I know, you don’t see it that way. You figure I’m normal and I lied. But it’s the truth. I’ve seen about twenty five hours of television in the last calendar year.

Did you flee when you read that? There’s only two explanations if you stuck around:

1. You’re one of these “Kill Your Television” types, always lecturing how the “them” sucks your minds out through the tube and yokes you to their hellish vision of mindless consumerism shackled to the death machine of the government. You spray-paint slogans on highway abutments to signal your displeasure and alarm the populace, who disappoint you by becoming alarmed only by the prevalence of graffiti, but keep watching Survivor and buying elaborate station wagons. If you’re one of these types, I guarantee you you watch a lot more television than I do. Your hatred of television is the hatred of the “stop me before I kill again” variety. We’re all supposed to stop because you can’t.
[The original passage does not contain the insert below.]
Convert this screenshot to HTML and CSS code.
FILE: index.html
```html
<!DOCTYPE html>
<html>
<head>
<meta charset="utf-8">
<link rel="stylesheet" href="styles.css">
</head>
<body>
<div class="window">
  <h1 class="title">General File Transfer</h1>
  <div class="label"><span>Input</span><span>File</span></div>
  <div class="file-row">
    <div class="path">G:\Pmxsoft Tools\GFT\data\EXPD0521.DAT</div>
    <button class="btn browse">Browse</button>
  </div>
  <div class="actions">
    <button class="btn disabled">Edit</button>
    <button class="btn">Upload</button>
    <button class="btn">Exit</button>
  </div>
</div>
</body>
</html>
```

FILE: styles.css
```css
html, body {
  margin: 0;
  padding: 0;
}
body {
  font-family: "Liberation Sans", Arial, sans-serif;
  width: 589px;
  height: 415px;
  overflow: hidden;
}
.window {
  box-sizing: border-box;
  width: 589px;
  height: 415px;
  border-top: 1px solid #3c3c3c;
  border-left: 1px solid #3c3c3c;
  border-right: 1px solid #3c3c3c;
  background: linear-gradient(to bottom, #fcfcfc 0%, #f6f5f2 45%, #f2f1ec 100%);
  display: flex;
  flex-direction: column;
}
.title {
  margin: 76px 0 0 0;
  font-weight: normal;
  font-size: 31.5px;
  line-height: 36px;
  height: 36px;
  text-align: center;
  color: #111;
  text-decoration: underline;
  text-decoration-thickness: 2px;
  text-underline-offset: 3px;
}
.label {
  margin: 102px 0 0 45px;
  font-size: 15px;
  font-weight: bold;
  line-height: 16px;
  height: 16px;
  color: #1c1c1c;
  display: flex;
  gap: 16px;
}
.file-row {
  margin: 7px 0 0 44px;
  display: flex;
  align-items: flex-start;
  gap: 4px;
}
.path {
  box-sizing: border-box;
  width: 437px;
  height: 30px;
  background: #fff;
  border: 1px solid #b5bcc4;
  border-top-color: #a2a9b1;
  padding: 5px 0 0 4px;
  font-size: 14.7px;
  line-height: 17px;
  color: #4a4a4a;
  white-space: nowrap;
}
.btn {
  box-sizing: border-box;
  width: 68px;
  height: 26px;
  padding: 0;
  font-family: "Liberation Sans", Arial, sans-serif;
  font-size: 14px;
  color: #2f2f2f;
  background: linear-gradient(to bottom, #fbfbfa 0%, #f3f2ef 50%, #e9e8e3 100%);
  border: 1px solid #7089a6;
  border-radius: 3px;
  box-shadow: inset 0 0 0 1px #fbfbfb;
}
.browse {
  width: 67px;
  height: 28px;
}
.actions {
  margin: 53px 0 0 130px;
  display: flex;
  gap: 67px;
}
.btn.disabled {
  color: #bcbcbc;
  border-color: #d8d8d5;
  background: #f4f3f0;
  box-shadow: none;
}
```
Me? I just don’t watch.
2. You want to look at the weirdo that doesn’t watch television and try to pick up subtle clues about what sort of blunt trauma I suffered and maybe learn what sorts of activities to avoid, that I favor, that will safeguard you from missing figure skating or lively talk shows or effeminate furniture re-arrangers or whatever.

Well, I’m unable to help either subset, because I don’t watch television because I really don’t care what’s on it. That’s it. There’s no deeper meaning here, and I’m not giving a lecture about it. I don’t like guacamole, either, as it has those mushy green things in it, what do you call them? See? If I watched Nigella Lawson I’d know those were avocados. [Insert obvious joke about Nigella’s melons here.]
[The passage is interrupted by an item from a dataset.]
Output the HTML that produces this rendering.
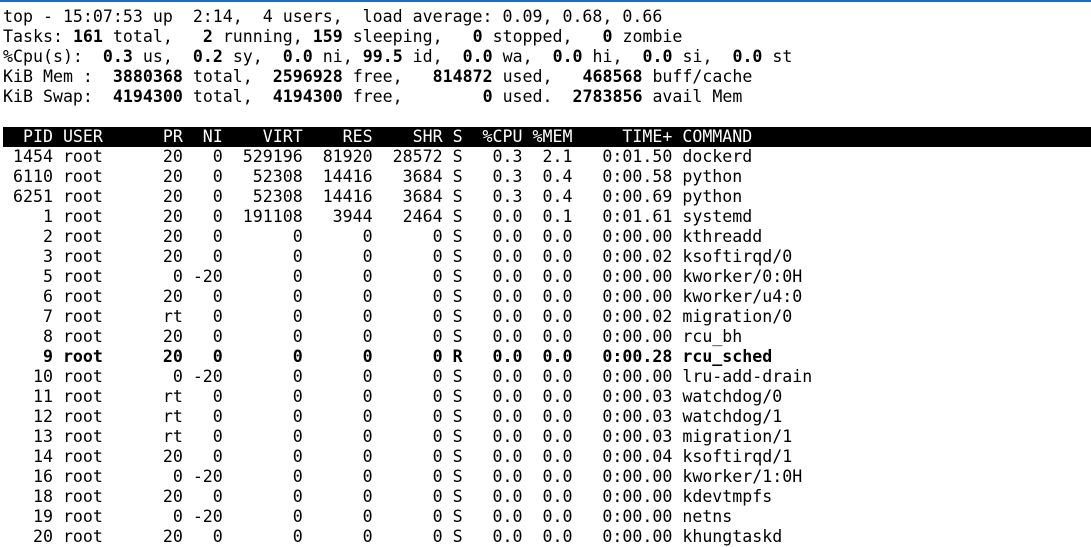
<!DOCTYPE html>
<html><head><meta charset="utf-8"><style>
html,body{margin:0;padding:0;background:#fff;width:1091px;height:535px;overflow:hidden}
.top{position:absolute;left:0;top:0;width:1091px;height:2px;background:#1a6fc4}
pre{position:absolute;left:3px;top:7px;margin:0;font-family:"DejaVu Sans Mono","Liberation Mono",monospace;font-size:16.6px;line-height:20px;color:#000;letter-spacing:0}
.h{background:#000;color:#fff;display:inline-block;width:1088px}
</style></head><body><div class="top"></div>
<pre>top - 15:07:53 up  2:14,  4 users,  load average: 0.09, 0.68, 0.66
Tasks: <b>161</b> total,   <b>2</b> running, <b>159</b> sleeping,   <b>0</b> stopped,   <b>0</b> zombie
%Cpu(s):  <b>0.3</b> us,  <b>0.2</b> sy,  <b>0.0</b> ni, <b>99.5</b> id,  <b>0.0</b> wa,  <b>0.0</b> hi,  <b>0.0</b> si,  <b>0.0</b> st
KiB Mem :  <b>3880368</b> total,  <b>2596928</b> free,   <b>814872</b> used,   <b>468568</b> buff/cache
KiB Swap:  <b>4194300</b> total,  <b>4194300</b> free,        <b>0</b> used.  <b>2783856</b> avail Mem

<span class="h">  PID USER      PR  NI    VIRT    RES    SHR S  %CPU %MEM     TIME+ COMMAND</span>
 1454 root      20   0  529196  81920  28572 S   0.3  2.1   0:01.50 dockerd
 6110 root      20   0   52308  14416   3684 S   0.3  0.4   0:00.58 python
 6251 root      20   0   52308  14416   3684 S   0.3  0.4   0:00.69 python
    1 root      20   0  191108   3944   2464 S   0.0  0.1   0:01.61 systemd
    2 root      20   0       0      0      0 S   0.0  0.0   0:00.00 kthreadd
    3 root      20   0       0      0      0 S   0.0  0.0   0:00.02 ksoftirqd/0
    5 root       0 -20       0      0      0 S   0.0  0.0   0:00.00 kworker/0:0H
    6 root      20   0       0      0      0 S   0.0  0.0   0:00.00 kworker/u4:0
    7 root      rt   0       0      0      0 S   0.0  0.0   0:00.02 migration/0
    8 root      20   0       0      0      0 S   0.0  0.0   0:00.00 rcu_bh
<b>    9 root      20   0       0      0      0 R   0.0  0.0   0:00.28 rcu_sched</b>
   10 root       0 -20       0      0      0 S   0.0  0.0   0:00.00 lru-add-drain
   11 root      rt   0       0      0      0 S   0.0  0.0   0:00.03 watchdog/0
   12 root      rt   0       0      0      0 S   0.0  0.0   0:00.03 watchdog/1
   13 root      rt   0       0      0      0 S   0.0  0.0   0:00.03 migration/1
   14 root      20   0       0      0      0 S   0.0  0.0   0:00.04 ksoftirqd/1
   16 root       0 -20       0      0      0 S   0.0  0.0   0:00.00 kworker/1:0H
   18 root      20   0       0      0      0 S   0.0  0.0   0:00.00 kdevtmpfs
   19 root       0 -20       0      0      0 S   0.0  0.0   0:00.00 netns
   20 root      20   0       0      0      0 S   0.0  0.0   0:00.00 khungtaskd</pre>
</body></html>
At any rate, we can’t even do it if we want, more or less. When we moved here, there was no cable TV. I don’t know much about broadcasting television, but the one direction no one broadcasts much is towards me, or Portugal and ships at sea, which is the next thing you’ll hit after me. I got used to snow on TV year round, and when cable came through here I’d long since lost interest and it passed us by.

I wanted to watch the Patriots game last night. Here’s what I had to do:
1.Find out if it was being broadcast here. It isn’t always, anymore, what with all the pay TV people that broadcast things now. It was on broadcast TV, but the numbers don’t signify on my TV. I’d have to look for a Fox station up around the dog whistle end of the spectrum. And I had to find the listing on the internet, my beloved internet, and the TV page on my service provider’s site was terrifying to navigate. You guys watch all that? Must keep you busy.
2. Now for the French Underground radio operator portion of the exercise: Disconnect the 15 dollar bent stalks and doughnut antenna from the FM tuner. Take the cable from the wall plug and attach it to the rabbit ears. Put the whole mess atop the armoire the screen’s in, near the window or you get nothing. The cable I disconnect is there to allow us to have the signal from the DVD player go to a second screen in the house. The house is wired for cable. You can go yell in the other end, hanging on the pole near the street, if you want to talk to me.
3. Say two Hail Marys, in case there’s a god. Hail Marys are good for football games even if there isn’t.
4. Ah, channel 120 out of Providence, Rhode Island. Well, it’s in color, that’s good. We have to rely on the commentators to tell us who caught the ball, as we can’t always make it out in the snow. The snow is not in Foxboro, it’s just in our set, by the way. When it snows a little in Foxboro, there’s a blizzard in our set. It stinks to rely on the broken down steroid case and newsanchor also-ran on the broadcast, as they have no idea they could still be talking to people in my situation, and instead of saying anything of use to me, they just keep ejaculating things like: “Look at that!” Did you see that!” and: “Watch this!”

The Patriots disassembled the Washington Redskins into their component parts and stomped on the pieces, and I was sanguine. According to the advertising I was subjected to, no one has a car, an erection, or cable tv, and they’ve got just the things I need to remedy those deficiencies.

I’m all set on all counts, thanks; I’ve got two of the three, and the other I can do without.